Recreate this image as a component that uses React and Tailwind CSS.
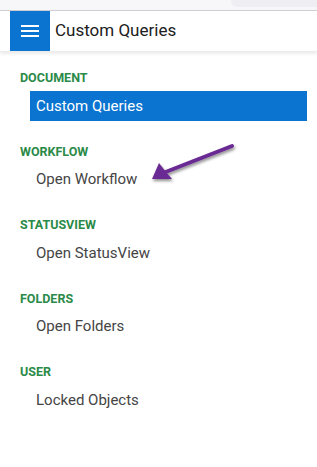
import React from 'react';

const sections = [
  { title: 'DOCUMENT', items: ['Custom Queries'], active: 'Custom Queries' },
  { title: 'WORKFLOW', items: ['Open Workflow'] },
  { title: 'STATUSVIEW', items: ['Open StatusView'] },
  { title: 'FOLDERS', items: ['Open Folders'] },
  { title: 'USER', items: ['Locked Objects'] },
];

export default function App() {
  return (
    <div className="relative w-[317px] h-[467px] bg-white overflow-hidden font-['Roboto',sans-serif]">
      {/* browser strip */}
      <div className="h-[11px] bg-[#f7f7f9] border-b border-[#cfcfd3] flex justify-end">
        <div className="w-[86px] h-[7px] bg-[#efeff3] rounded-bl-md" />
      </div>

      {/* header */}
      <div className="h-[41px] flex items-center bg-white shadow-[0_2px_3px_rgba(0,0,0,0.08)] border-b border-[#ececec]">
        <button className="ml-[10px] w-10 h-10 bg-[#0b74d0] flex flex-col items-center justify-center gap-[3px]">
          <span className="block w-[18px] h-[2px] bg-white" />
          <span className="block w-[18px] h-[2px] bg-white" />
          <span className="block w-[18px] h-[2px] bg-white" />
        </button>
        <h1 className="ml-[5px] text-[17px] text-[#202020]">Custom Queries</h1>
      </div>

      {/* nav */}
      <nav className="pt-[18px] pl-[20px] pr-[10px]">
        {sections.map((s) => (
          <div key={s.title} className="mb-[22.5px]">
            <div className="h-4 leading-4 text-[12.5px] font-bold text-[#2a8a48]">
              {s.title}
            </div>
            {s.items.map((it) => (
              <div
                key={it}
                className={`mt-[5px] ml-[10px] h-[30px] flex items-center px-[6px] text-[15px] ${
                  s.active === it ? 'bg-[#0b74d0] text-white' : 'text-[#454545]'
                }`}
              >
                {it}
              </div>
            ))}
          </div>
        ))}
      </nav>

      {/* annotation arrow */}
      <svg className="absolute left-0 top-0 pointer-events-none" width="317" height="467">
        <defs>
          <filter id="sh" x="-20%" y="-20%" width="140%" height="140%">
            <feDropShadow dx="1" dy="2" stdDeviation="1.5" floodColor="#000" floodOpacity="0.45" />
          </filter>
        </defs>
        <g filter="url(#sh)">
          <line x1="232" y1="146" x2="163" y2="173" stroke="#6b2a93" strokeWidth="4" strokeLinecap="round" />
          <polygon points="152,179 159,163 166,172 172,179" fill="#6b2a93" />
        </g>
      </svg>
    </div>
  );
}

■ **WHAT YOU ARE ASKED TO DO**: Omit the pictures and output all of the other material exactly.

■ **ANSWER TO THIS TASK**:
Recreate this image as a component that uses React and Tailwind CSS.
import React from 'react';

const sections = [
  { title: 'DOCUMENT', items: ['Custom Queries'], active: 'Custom Queries' },
  { title: 'WORKFLOW', items: ['Open Workflow'] },
  { title: 'STATUSVIEW', items: ['Open StatusView'] },
  { title: 'FOLDERS', items: ['Open Folders'] },
  { title: 'USER', items: ['Locked Objects'] },
];

export default function App() {
  return (
    <div className="relative w-[317px] h-[467px] bg-white overflow-hidden font-['Roboto',sans-serif]">
      {/* browser strip */}
      <div className="h-[11px] bg-[#f7f7f9] border-b border-[#cfcfd3] flex justify-end">
        <div className="w-[86px] h-[7px] bg-[#efeff3] rounded-bl-md" />
      </div>

      {/* header */}
      <div className="h-[41px] flex items-center bg-white shadow-[0_2px_3px_rgba(0,0,0,0.08)] border-b border-[#ececec]">
        <button className="ml-[10px] w-10 h-10 bg-[#0b74d0] flex flex-col items-center justify-center gap-[3px]">
          <span className="block w-[18px] h-[2px] bg-white" />
          <span className="block w-[18px] h-[2px] bg-white" />
          <span className="block w-[18px] h-[2px] bg-white" />
        </button>
        <h1 className="ml-[5px] text-[17px] text-[#202020]">Custom Queries</h1>
      </div>

      {/* nav */}
      <nav className="pt-[18px] pl-[20px] pr-[10px]">
        {sections.map((s) => (
          <div key={s.title} className="mb-[22.5px]">
            <div className="h-4 leading-4 text-[12.5px] font-bold text-[#2a8a48]">
              {s.title}
            </div>
            {s.items.map((it) => (
              <div
                key={it}
                className={`mt-[5px] ml-[10px] h-[30px] flex items-center px-[6px] text-[15px] ${
                  s.active === it ? 'bg-[#0b74d0] text-white' : 'text-[#454545]'
                }`}
              >
                {it}
              </div>
            ))}
          </div>
        ))}
      </nav>

      {/* annotation arrow */}
      <svg className="absolute left-0 top-0 pointer-events-none" width="317" height="467">
        <defs>
          <filter id="sh" x="-20%" y="-20%" width="140%" height="140%">
            <feDropShadow dx="1" dy="2" stdDeviation="1.5" floodColor="#000" floodOpacity="0.45" />
          </filter>
        </defs>
        <g filter="url(#sh)">
          <line x1="232" y1="146" x2="163" y2="173" stroke="#6b2a93" strokeWidth="4" strokeLinecap="round" />
          <polygon points="152,179 159,163 166,172 172,179" fill="#6b2a93" />
        </g>
      </svg>
    </div>
  );
}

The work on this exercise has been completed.